As for the blue line, things appear more complicated, since the route for this line crosses some of the city’s most crowded byways. Blue line passengers will ride from Gilo, continuing on Hebron Road to King George Avenue, through a tunnel under Yehezkel Street and from there up to Har Hotzvim and Ramot.
What the mayor did not elaborate too much at this presentation was the controversy over the segment of the blue line going from Hebron Road to the Katamonim neighborhood toward Gilo, on its way back from Ramot.
For the moment, according to sources at the municipality and at the Ginot Ha’ir local council, that part of the line is still not finalized. The major concern regards the alternatives proposed – either through or along the Hamesila Park line; or through the German Colony’s central Emek Refaim Street, with a very short segment through Hamesila Park.

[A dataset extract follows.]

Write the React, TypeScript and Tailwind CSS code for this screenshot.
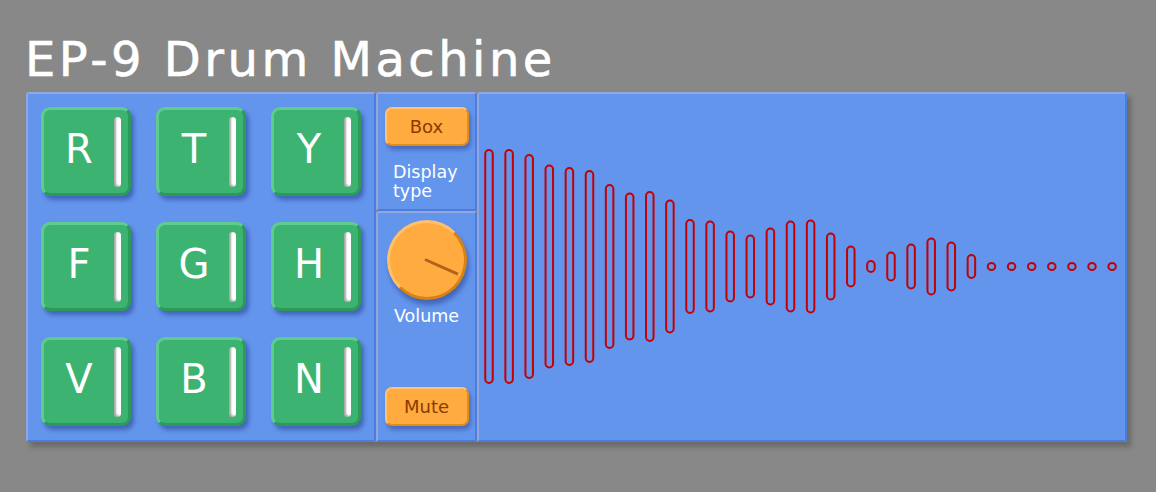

Most of the opposition to the option of Emek Refaim comes from German Colony residents, as the construction may not only harm the character of the street, dealing a serious blow to its businesses, but may also affect the quality of life of residents, many of them seniors, living in the little streets and alleys between Bethlehem Road and Emek Refaim.
The project’s legal aspects are set for completion by 2018, but the first approval of the Interior Ministry’s planning and construction committee should take place this summer – and it will then be open to objections and debate. In total, the project will cover 60 kilometers and will cost NIS 25b.